TOWARDS NATURALISTIC REPRESENTATION LEARNING IN HEALTH AND DISEASE
Humans learn more from their experiences than just how to behave in different situations. They also learn to organize experiences into internal representations that facilitate flexible behavior, in domains ranging from simple decision-making to goal-directed action in naturalistic, richly structured environments. In the first part of the talk, I will show that such representation learning relies on selective attention to constrain the dimensionality of environments that humans learn from; and that attention is in turn guided by inference over what features of the environment are relevant for the task at hand. In the second part of the talk, I will present ongoing work leveraging virtual reality (VR) in combination with eye-tracking to study representation learning in naturalistic settings. I will conclude with a discussion of how predictive modeling of behavior in VR may yield insights into cognitive factors that affect mental health.
Dr. Jeanne Holm
USING DATA TO IMPROVE EQUITY
In the midst of a pandemic and economic stress, governments have to make real-time decisions on maximizing safety and minimizing economic and personal impact. How can we use data, behavioral science, and our shared need for safety to create a more connected ecosystem where government, residents, and businesses share information in more intertwined ways. Getting access to that information, equitably, is a challenge throughout the world. In the City of Los Angeles, we use data-driven decisions to pave the way to connect all 4,000,000 residents with the information and services they need to thrive. Learn how Los Angeles is using data science and leading-edge technology to connect all of our communities, residents, and businesses.
Dr. Alex Szalay
FROM SKY SURVEYS TO CANCER: SPATIAL DATA EVERYWHERE
The talk describes a 25 year journey leading from the Sloan Digital Sky Survey to a wide range of projects in data science. There are many common threads: the need for extreme interactivity, the need for flexible data aggregation and the commonality of spatial data. The size of data sets have grown almost a million fold, but user expectations for almost instant results has not changed. The talk will describe the gradual evolution of the SciServer, and how new interactive metaphors to interact with hundreds of terabytes of turbulence simulations emerged. We will discuss how machine learning and AI tools are transforming science, from simulations to how large experiments are designed and executed. We will also emphasize that much of these new developments still rely on having unique high value data sets at our fingertips, and how the long term survival of these is entering a critical, endangered phase.
Dr.
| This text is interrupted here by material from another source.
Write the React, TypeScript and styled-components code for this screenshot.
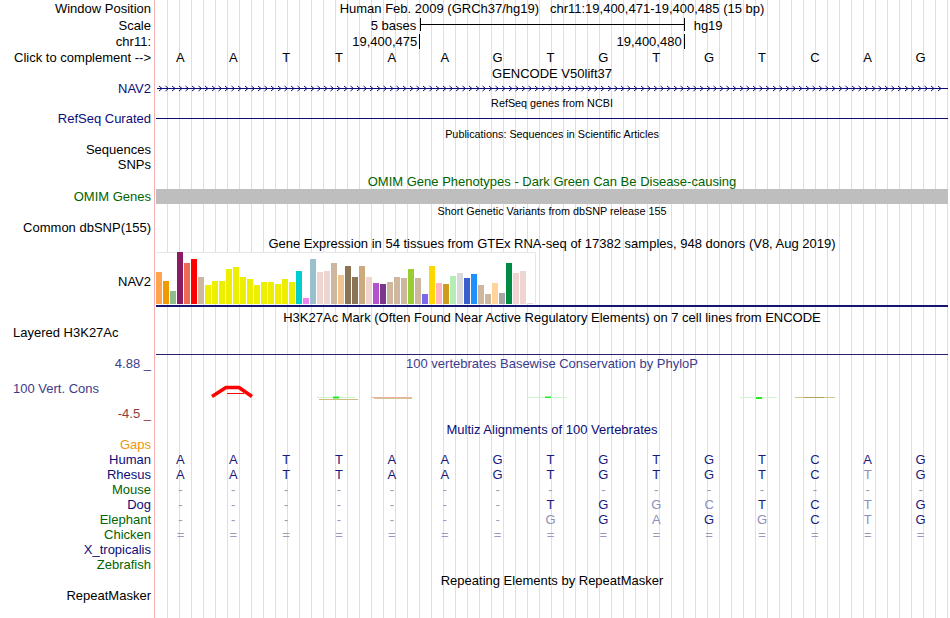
import styled, { createGlobalStyle } from "styled-components";

const NAVY = "#0c0c78";
const GREEN = "#006400";
const CONS = "#3c3c8c";
const GUIDE = "#dcdcf6";
const PINK = "#f6b2b2";

type Tone = "plain" | "match" | "mismatch" | "gap";

const GlobalStyle = createGlobalStyle`
  html, body {
    margin: 0;
    padding: 0;
    background: #fff;
  }
  body {
    font-family: "Liberation Sans", Arial, Helvetica, sans-serif;
    font-size: 13px;
    color: #000;
  }
`;

const Browser = styled.div`
  width: 950px;
  height: 618px;
  overflow: hidden;
  display: flex;
  flex-direction: column;
`;

const Row = styled.div<{ $h: number }>`
  flex: none;
  display: grid;
  grid-template-columns: 154px 796px;
  height: ${(p) => p.$h}px;
  line-height: ${(p) => p.$h}px;
`;

const Side = styled.div<{ $color?: string; $indent?: boolean; $lh?: number }>`
  color: ${(p) => p.$color ?? "#000"};
  text-align: ${(p) => (p.$indent ? "left" : "right")};
  padding: ${(p) => (p.$indent ? "0 0 0 13px" : "0 3px 0 0")};
  white-space: nowrap;
  ${(p) => (p.$lh ? `line-height: ${p.$lh}px;` : "")}
`;

const Lane = styled.div`
  display: flex;
  flex-direction: column;
  background:
    linear-gradient(${PINK}, ${PINK}) 0 0 / 1px 100% no-repeat,
    linear-gradient(#fff, #fff) 1px 0 / 1px 100% no-repeat,
    repeating-linear-gradient(90deg, transparent 0 1px, ${GUIDE} 1px 2px, transparent 2px 12px) #fff;
`;

const Caption = styled.div<{ $small?: boolean; $color?: string; $top?: number; $lh?: number }>`
  text-align: center;
  white-space: pre;
  font-size: ${(p) => (p.$small ? "10.8px" : "13px")};
  color: ${(p) => p.$color ?? "#000"};
  padding-top: ${(p) => p.$top ?? 0}px;
  ${(p) => (p.$lh ? `line-height: ${p.$lh}px;` : "")}
`;

/* ruler */
const RulerGrid = styled.div`
  display: grid;
  grid-template-columns: repeat(15, 1fr);
  width: 793px;
  margin-left: 2px;
`;

const RulerCaption = styled.div`
  grid-column: 1 / 6;
  text-align: right;
  padding-right: 4px;
`;

const RulerBar = styled.div`
  grid-column: 6 / 11;
  align-self: start;
  position: relative;
  height: 13px;
  margin-top: 1px;
  border-left: 1px solid #000;
  border-right: 1px solid #000;

  &::before {
    content: "";
    position: absolute;
    left: 0;
    right: 0;
    top: 6px;
    height: 1px;
    background: #000;
  }
`;

const RulerTag = styled.div`
  grid-column: 11 / 16;
  padding-left: 9px;
`;

const Coord = styled.div<{ $span: string }>`
  grid-column: ${(p) => p.$span};
  align-self: start;
  height: 15px;
  line-height: 15px;
  text-align: right;
  padding-right: 2px;
  border-right: 1px solid #000;
`;

/* bases */
const BaseGrid = styled.div`
  display: grid;
  grid-template-columns: repeat(15, 1fr);
  width: 793px;
`;

const toneColor: Record<Tone, string> = {
  plain: "#000",
  match: "#1a1a7c",
  mismatch: "#8e8eba",
  gap: "#9a9abc",
};

const Base = styled.span<{ $tone: Tone }>`
  text-align: center;
  color: ${(p) => toneColor[p.$tone]};
`;

/* gene tracks */
const GeneGlyph = styled.svg`
  display: block;
  margin: 3px 0 0 3px;
`;

const FlatLine = styled.div<{ $color: string; $top: number; $h?: number }>`
  width: 792px;
  height: ${(p) => p.$h ?? 1}px;
  margin: ${(p) => p.$top}px 0 0 2px;
  background: ${(p) => p.$color};
`;

const OmimBar = styled.div`
  width: 792px;
  height: 15px;
  margin-left: 2px;
  background: #bebebe;
`;

/* GTEx */
const GtexBox = styled.div`
  display: flex;
  align-items: flex-end;
  gap: 1px;
  box-sizing: border-box;
  width: 380px;
  height: 52px;
  margin-left: 2px;
  background: #fff;
  border-top: 1px solid #e6e6e6;
  border-right: 1px solid #e6e6e6;
`;

const GtexBar = styled.div`
  flex: none;
  width: 6px;
`;

const BottomLane = styled(Lane)`
  justify-content: flex-end;
`;

/* conservation */
const ScaleStack = styled.div`
  display: flex;
  flex-direction: column;
  gap: 9px;
  padding-top: 1px;
  line-height: 16px;
`;

const ScaleMark = styled.div<{ $color: string }>`
  text-align: right;
  padding-right: 3px;
  color: ${(p) => p.$color};
  white-space: pre;
`;

const ScaleName = styled.div`
  padding-left: 13px;
  color: ${CONS};
`;

const ConsLane = styled(Lane)`
  padding-top: 1px;
`;

const ConsChart = styled.svg`
  display: block;
`;

const TwoLine = styled.div`
  text-align: right;
  padding-right: 3px;
  line-height: 15.3px;
`;

const GtexLabel = styled.div`
  padding-top: 22px;
`;

const REF = "AATTAAGTGTGTCAG";

const gtex: [number, string][] = [
  [32, "#ffa54f"], [23, "#ee9a00"], [13, "#8fbc8f"], [52, "#8b1c62"], [41, "#ee6a50"],
  [45, "#ff0000"], [27, "#cdb79e"], [19, "#eeee00"], [23, "#eeee00"], [23, "#eeee00"],
  [35, "#eeee00"], [37, "#eeee00"], [27, "#eeee00"], [25, "#eeee00"], [19, "#eeee00"],
  [22, "#eeee00"], [22, "#eeee00"], [20, "#eeee00"], [25, "#eeee00"], [22, "#eeee00"],
  [33, "#00cdcd"], [6, "#ee82ee"], [45, "#9ac0cd"], [32, "#eed5d2"], [33, "#eed5d2"],
  [41, "#cdb79e"], [29, "#eec591"], [38, "#8b7355"], [27, "#8b7355"], [38, "#cdaa7d"],
  [27, "#eed5d2"], [21, "#b452cd"], [20, "#7a378b"], [22, "#cdb79e"], [27, "#cdb79e"],
  [26, "#cdb79e"], [35, "#9acd32"], [26, "#cdb79e"], [10, "#7a67ee"], [38, "#ffd700"],
  [21, "#ffb6c1"], [20, "#cd9b1d"], [28, "#b4eeb4"], [31, "#d9d9d9"], [26, "#3a5fcd"],
  [30, "#1e90ff"], [19, "#cdb79e"], [10, "#cdb79e"], [21, "#ffd39b"], [11, "#a6a6a6"],
  [41, "#008b45"], [31, "#eed5d2"], [33, "#eed5d2"], [1, "#e8d0e8"],
];

const species: { name: string; color: string; seq?: string }[] = [
  { name: "Human", color: NAVY, seq: REF },
  { name: "Rhesus", color: NAVY, seq: "AATTAAGTGTGTCTG" },
  { name: "Mouse", color: GREEN, seq: "---------------" },
  { name: "Dog", color: NAVY, seq: "-------TGGCTCTG" },
  { name: "Elephant", color: GREEN, seq: "-------GGAGGCTG" },
  { name: "Chicken", color: GREEN, seq: "===============" },
  { name: "X_tropicalis", color: NAVY },
  { name: "Zebrafish", color: GREEN },
];

const toneOf = (ch: string, i: number): Tone => {
  if (ch === "-" || ch === "=") return "gap";
  return ch === REF[i] ? "match" : "mismatch";
};

const Sequence = ({ seq, tone }: { seq: string; tone?: Tone }) => (
  <BaseGrid>
    {seq.split("").map((ch, i) => (
      <Base key={i} $tone={tone ?? toneOf(ch, i)}>
        {ch}
      </Base>
    ))}
  </BaseGrid>
);

const GeneWithArrows = () => {
  const xs: number[] = [];
  for (let x = 2; x < 786; x += 6.6) xs.push(Math.round(x * 2) / 2);
  return (
    <GeneGlyph width="791" height="9" viewBox="0 0 791 9">
      <line x1="0" y1="4.5" x2="791" y2="4.5" stroke={NAVY} />
      {xs.map((x) => (
        <polyline
          key={x}
          points={`${x},2 ${x + 3},4.5 ${x},7`}
          fill="none"
          stroke={NAVY}
          strokeWidth="1"
        />
      ))}
    </GeneGlyph>
  );
};

const PhyloP = () => (
  <ConsChart width="793" height="50" viewBox="0 0 793 50">
    <polyline
      points="58,24.5 72,15.5 85,15.5 98,24.5"
      fill="none"
      stroke="#ff0000"
      strokeWidth="3.5"
      strokeLinejoin="round"
    />
    <line x1="73" y1="21.5" x2="90" y2="21.5" stroke="#ff0000" />
    <line x1="163" y1="25.5" x2="201" y2="25.5" stroke="#c8f2c8" />
    <line x1="165" y1="27.5" x2="204" y2="27.5" stroke="#cbbd7c" />
    <rect x="179" y="24.5" width="6" height="2" fill="#1eee1e" />
    <line x1="218" y1="25.5" x2="258" y2="25.5" stroke="#eeb0a8" />
    <line x1="220" y1="26.5" x2="258" y2="26.5" stroke="#d0c490" />
    <line x1="374" y1="25.5" x2="413" y2="25.5" stroke="#d0f4d0" />
    <rect x="391" y="24.5" width="6" height="1.5" fill="#1eee1e" />
    <line x1="586" y1="25.5" x2="623" y2="25.5" stroke="#d0f4d0" />
    <rect x="602" y="25" width="6" height="2" fill="#1eee1e" />
    <line x1="641" y1="25.5" x2="681" y2="25.5" stroke="#d0c490" />
    <line x1="650" y1="25.5" x2="670" y2="25.5" stroke="#b4a258" />
  </ConsChart>
);

export default function App() {
  return (
    <>
      <GlobalStyle />
      <Browser>
        <Row $h={17}>
          <Side>Window Position</Side>
          <Lane>
            <Caption>{"Human Feb. 2009 (GRCh37/hg19)   chr11:19,400,471-19,400,485 (15 bp)"}</Caption>
          </Lane>
        </Row>
        <Row $h={17}>
          <Side>Scale</Side>
          <Lane>
            <RulerGrid>
              <RulerCaption>5 bases</RulerCaption>
              <RulerBar />
              <RulerTag>hg19</RulerTag>
            </RulerGrid>
          </Lane>
        </Row>
        <Row $h={16}>
          <Side>chr11:</Side>
          <Lane>
            <RulerGrid>
              <Coord $span="1 / 6">19,400,475</Coord>
              <Coord $span="6 / 11">19,400,480</Coord>
            </RulerGrid>
          </Lane>
        </Row>
        <Row $h={16}>
          <Side>Click to complement --&gt;</Side>
          <Lane>
            <Sequence seq={REF} tone="plain" />
          </Lane>
        </Row>

        <Row $h={15}>
          <Side />
          <Lane>
            <Caption>GENCODE V50lift37</Caption>
          </Lane>
        </Row>
        <Row $h={15}>
          <Side $color={NAVY}>NAV2</Side>
          <Lane>
            <GeneWithArrows />
          </Lane>
        </Row>

        <Row $h={15}>
          <Side />
          <Lane>
            <Caption $small>RefSeq genes from NCBI</Caption>
          </Lane>
        </Row>
        <Row $h={16}>
          <Side $color={NAVY}>RefSeq Curated</Side>
          <Lane>
            <FlatLine $color={NAVY} $top={7} />
          </Lane>
        </Row>

        <Row $h={15}>
          <Side />
          <Lane>
            <Caption $small>Publications: Sequences in Scientific Articles</Caption>
          </Lane>
        </Row>
        <Row $h={33}>
          <TwoLine>
            Sequences
            <br />
            SNPs
          </TwoLine>
          <Lane />
        </Row>

        <Row $h={14}>
          <Side />
          <Lane>
            <Caption $color={GREEN}>OMIM Gene Phenotypes - Dark Green Can Be Disease-causing</Caption>
          </Lane>
        </Row>
        <Row $h={15}>
          <Side $color={GREEN}>OMIM Genes</Side>
          <Lane>
            <OmimBar />
          </Lane>
        </Row>

        <Row $h={15}>
          <Side />
          <Lane>
            <Caption $small>Short Genetic Variants from dbSNP release 155</Caption>
          </Lane>
        </Row>
        <Row $h={17}>
          <Side>Common dbSNP(155)</Side>
          <Lane />
        </Row>

        <Row $h={16}>
          <Side />
          <Lane>
            <Caption>
              Gene Expression in 54 tissues from GTEx RNA-seq of 17382 samples, 948 donors (V8, Aug 2019)
            </Caption>
          </Lane>
        </Row>
        <Row $h={55}>
          <Side $lh={15}>
            <GtexLabel>NAV2</GtexLabel>
          </Side>
          <Lane>
            <GtexBox>
              {gtex.map(([h, c], i) => (
                <GtexBar key={i} style={{ height: h, background: c }} />
              ))}
            </GtexBox>
            <FlatLine $color="#16166e" $top={1} $h={2} />
          </Lane>
        </Row>

        <Row $h={18}>
          <Side />
          <Lane>
            <Caption $top={3} $lh={15}>
              H3K27Ac Mark (Often Found Near Active Regulatory Elements) on 7 cell lines from ENCODE
            </Caption>
          </Lane>
        </Row>
        <Row $h={30}>
          <Side $indent $lh={15}>
            Layered H3K27Ac
          </Side>
          <BottomLane>
            <FlatLine $color="#2b2070" $top={0} />
          </BottomLane>
        </Row>

        <Row $h={67}>
          <ScaleStack>
            <ScaleMark $color={CONS}>4.88 _</ScaleMark>
            <ScaleName>100 Vert. Cons</ScaleName>
            <ScaleMark $color="#8c3c3c">-4.5 _</ScaleMark>
          </ScaleStack>
          <ConsLane>
            <Caption $color={CONS} $lh={16}>
              100 vertebrates Basewise Conservation by PhyloP
            </Caption>
            <PhyloP />
          </ConsLane>
        </Row>

        <Row $h={15}>
          <Side />
          <Lane>
            <Caption $color={NAVY}>Multiz Alignments of 100 Vertebrates</Caption>
          </Lane>
        </Row>
        <Row $h={15}>
          <Side $color="#f0950a">Gaps</Side>
          <Lane />
        </Row>
        {species.map((s) => (
          <Row $h={15} key={s.name}>
            <Side $color={s.color}>{s.name}</Side>
            <Lane>{s.seq && <Sequence seq={s.seq} />}</Lane>
          </Row>
        ))}

        <Row $h={16}>
          <Side />
          <Lane>
            <Caption $top={1} $lh={15}>
              Repeating Elements by RepeatMasker
            </Caption>
          </Lane>
        </Row>
        <Row $h={30}>
          <Side $lh={15}>RepeatMasker</Side>
          <Lane />
        </Row>
      </Browser>
    </>
  );
}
Talitha Washington
‘WHY WE CAN’T WAIT’: USING SOCIAL JUSTICE TO TRANSFORM DATA SCIENCE
Located in the “Cradle of the Civil Rights Movement”, the Atlanta University Center (AUC) Data Science Initiative has a keen focus to advance social justice through data science. The AUC is a consortium of four historically black colleges and universities (HBCUs) in Atlanta, Georgia: Clark Atlanta University, Morehouse College, Morehouse School of Medicine, and Spelman College. The inaugural director of the AUC Data Science Initiative, Dr. Talitha Washington, hopes to move data science towards ethics and fairness for Black America because “whatever affects one directly, affects all indirectly.”